▸ **REQUIREMENTS**: Reproduce the full listing below unchanged, apart from the pictures.

▸ **RAW DATA**:
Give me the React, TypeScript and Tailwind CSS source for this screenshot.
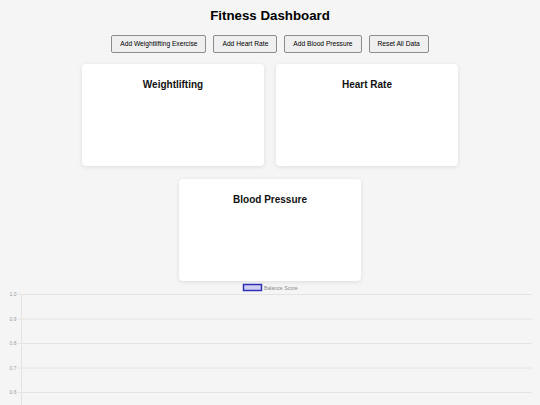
const buttons = [
  'Add Weightlifting Exercise',
  'Add Heart Rate',
  'Add Blood Pressure',
  'Reset All Data',
];

const cards = ['Weightlifting', 'Heart Rate', 'Blood Pressure'];

// y-axis ticks of the balance chart, top to bottom (the rest is below the fold)
const ticks = ['1.0', '0.9', '0.8', '0.7', '0.6'];

function BalanceChart() {
  const top = 13;
  const step = 24.5;
  return (
    <svg width={540} height={124} className="block">
      {/* legend */}
      <rect x={243.5} y={3.5} width={18} height={6} fill="rgba(54,54,235,0.2)" stroke="#2f2fb8" strokeWidth={1.5} />
      <text x={264} y={8.5} fontSize={5.2} fill="#8a8a8a" fontFamily="Liberation Sans, Arial, sans-serif">
        Balance Score
      </text>

      {/* grid + labels */}
      {ticks.map((t, i) => {
        const y = top + i * step + 0.5;
        return (
          <g key={t}>
            <line x1={18} x2={532} y1={y} y2={y} stroke="#e4e4e4" strokeWidth={1} />
            <text
              x={16.5}
              y={y + 1.8}
              fontSize={5}
              textAnchor="end"
              fill="#9a9a9a"
              fontFamily="Liberation Sans, Arial, sans-serif"
            >
              {t}
            </text>
          </g>
        );
      })}
      <line x1={21.5} x2={21.5} y1={top} y2={124} stroke="#e4e4e4" strokeWidth={1} />
    </svg>
  );
}

export default function App() {
  return (
    <div className="min-h-screen bg-[#f5f5f5] font-['Liberation_Sans',Arial,sans-serif] text-black">
      <h1 className="pt-[8px] text-center text-[13.3px] font-bold leading-[16px]">Fitness Dashboard</h1>

      <div className="mt-[11px] flex justify-center gap-[7px]">
        {buttons.map((b) => (
          <button
            key={b}
            className="h-[18px] rounded-[2px] border border-[#8c8c8c] bg-[#efefef] px-[8px] text-[6.67px] leading-none text-black"
          >
            {b}
          </button>
        ))}
      </div>

      <div className="mx-auto mt-[11px] flex w-[400px] flex-wrap justify-center gap-x-[12px] gap-y-[13px]">
        {cards.map((c) => (
          <div
            key={c}
            className="h-[102px] w-[182px] rounded-[4px] bg-white pt-[15px] text-center shadow-[0_1px_4px_rgba(0,0,0,0.1)]"
          >
            <h2 className="text-[10px] font-bold leading-[12px] text-[#111]">{c}</h2>
          </div>
        ))}
      </div>

      <BalanceChart />
    </div>
  );
}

▸ **OUTPUT FOR THIS EXERCISE**:
Give me the React, TypeScript and Tailwind CSS source for this screenshot.
const buttons = [
  'Add Weightlifting Exercise',
  'Add Heart Rate',
  'Add Blood Pressure',
  'Reset All Data',
];

const cards = ['Weightlifting', 'Heart Rate', 'Blood Pressure'];

// y-axis ticks of the balance chart, top to bottom (the rest is below the fold)
const ticks = ['1.0', '0.9', '0.8', '0.7', '0.6'];

function BalanceChart() {
  const top = 13;
  const step = 24.5;
  return (
    <svg width={540} height={124} className="block">
      {/* legend */}
      <rect x={243.5} y={3.5} width={18} height={6} fill="rgba(54,54,235,0.2)" stroke="#2f2fb8" strokeWidth={1.5} />
      <text x={264} y={8.5} fontSize={5.2} fill="#8a8a8a" fontFamily="Liberation Sans, Arial, sans-serif">
        Balance Score
      </text>

      {/* grid + labels */}
      {ticks.map((t, i) => {
        const y = top + i * step + 0.5;
        return (
          <g key={t}>
            <line x1={18} x2={532} y1={y} y2={y} stroke="#e4e4e4" strokeWidth={1} />
            <text
              x={16.5}
              y={y + 1.8}
              fontSize={5}
              textAnchor="end"
              fill="#9a9a9a"
              fontFamily="Liberation Sans, Arial, sans-serif"
            >
              {t}
            </text>
          </g>
        );
      })}
      <line x1={21.5} x2={21.5} y1={top} y2={124} stroke="#e4e4e4" strokeWidth={1} />
    </svg>
  );
}

export default function App() {
  return (
    <div className="min-h-screen bg-[#f5f5f5] font-['Liberation_Sans',Arial,sans-serif] text-black">
      <h1 className="pt-[8px] text-center text-[13.3px] font-bold leading-[16px]">Fitness Dashboard</h1>

      <div className="mt-[11px] flex justify-center gap-[7px]">
        {buttons.map((b) => (
          <button
            key={b}
            className="h-[18px] rounded-[2px] border border-[#8c8c8c] bg-[#efefef] px-[8px] text-[6.67px] leading-none text-black"
          >
            {b}
          </button>
        ))}
      </div>

      <div className="mx-auto mt-[11px] flex w-[400px] flex-wrap justify-center gap-x-[12px] gap-y-[13px]">
        {cards.map((c) => (
          <div
            key={c}
            className="h-[102px] w-[182px] rounded-[4px] bg-white pt-[15px] text-center shadow-[0_1px_4px_rgba(0,0,0,0.1)]"
          >
            <h2 className="text-[10px] font-bold leading-[12px] text-[#111]">{c}</h2>
          </div>
        ))}
      </div>

      <BalanceChart />
    </div>
  );
}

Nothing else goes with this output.